When we serve our guru with this awareness of the absolute guru, the holy mind of all the buddhas, even if we are offering only a cup of tea, we are spontaneously aware that we are offering the tea to all the buddhas. If we are sitting next to our guru we are aware that we are sitting next to all the buddhas of the ten directions. When our guru gives us advice, teachings or an initiation we are aware that all the buddhas are giving us the advice, teachings or initiation. Even if we don’t have realization of this, it is effective to attempt to listen to teachings with this awareness. We will then feel much more connection; we will feel much closer to all the buddhas.

Geshe Senge mentioned one high lama in Tibet who used “Guru” in front of the name of every buddha; he would say “Guru Arya Tara,” “Guru Yamantaka” and so on. Many lamas relate to deities in the same way because the guru is the source of all the buddhas and the Triple Gem. From where do all the buddhas come? From the guru. From where do Buddha, Dharma and Sangha come? From the guru. And what is that guru? It is the absolute guru, the dharmakaya, the transcendental wisdom of nondual bliss and voidness.

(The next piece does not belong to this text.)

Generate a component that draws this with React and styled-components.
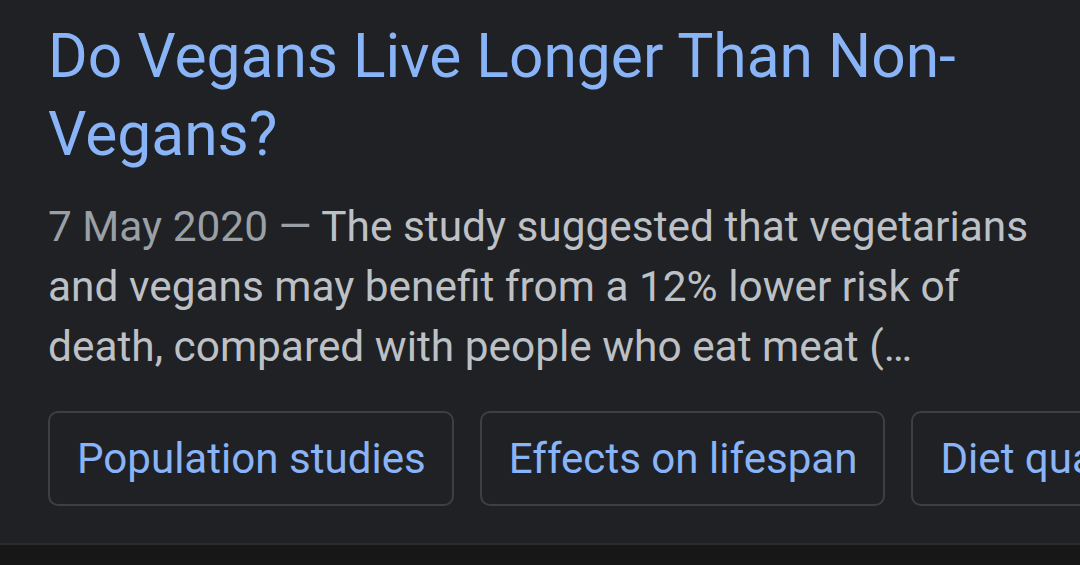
import styled, { createGlobalStyle } from "styled-components";

const GlobalStyle = createGlobalStyle`
  html, body {
    margin: 0;
    padding: 0;
    background-color: #171717;
  }
`;

const Page = styled.div`
  width: 1080px;
  height: 565px;
  overflow: hidden;
  background-color: #171717;
`;

const Card = styled.article`
  height: 545px;
  box-sizing: border-box;
  background-color: #202124;
  border-bottom: 2px solid #2a2b2e;
  padding: 18px 0 0 48px;
  overflow: hidden;
`;

const Title = styled.h3`
  margin: 0;
  padding-right: 60px;
  font-family: Roboto, "Liberation Sans", sans-serif;
  font-weight: 400;
  font-size: 60.5px;
  line-height: 78px;
  color: #8ab4f8;
`;

const Snippet = styled.p`
  margin: 23px 0 0;
  padding-right: 30px;
  font-family: Roboto, "Liberation Sans", sans-serif;
  font-size: 42.4px;
  line-height: 60px;
  color: #bdc1c6;
`;

const Date = styled.span`
  color: #9aa0a6;
`;

const ChipRow = styled.div`
  display: flex;
  gap: 26px;
  margin-top: 34px;
  white-space: nowrap;
`;

const Chip = styled.a`
  flex: none;
  box-sizing: border-box;
  height: 95px;
  display: flex;
  align-items: center;
  padding: 0 26px 0 27px;
  border: 2px solid #3c4043;
  border-radius: 10px;
  font-family: Roboto, "Liberation Sans", sans-serif;
  font-size: 42.1px;
  color: #8ab4f8;
  text-decoration: none;
`;

const chips = ["Population studies", "Effects on lifespan", "Diet quality"];

function App() {
  return (
    <Page>
      <GlobalStyle />
      <Card>
        <Title>Do Vegans Live Longer Than Non-Vegans?</Title>
        <Snippet>
          <Date>7 May 2020 — </Date>
          The study suggested that vegetarians and vegans may benefit from a
          12% lower risk of death, compared with people who eat meat (…
        </Snippet>
        <ChipRow>
          {chips.map((c) => (
            <Chip key={c}>{c}</Chip>
          ))}
        </ChipRow>
      </Card>
    </Page>
  );
}

export default App;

The real meaning that we should constantly remember when we use the word guru and also when we see the guru is primordial unified savior, the extremely subtle primordial mind of dharmakaya, the absolute guru. When we think of the guru as the primordial unified savior, the dharmakaya, we see that because this dharmakaya is bound by infinite compassion to us sentient beings, it has to manifest in various forms to guide us. As we don’t have the karma to directly see aspects of buddha, it has manifested in the ordinary aspects of the gurus that we visualize. If we miss the real meaning of guru we will think that a guru is simply someone from whom we have received teachings and won’t be able to figure out how all the deities are manifestations of him.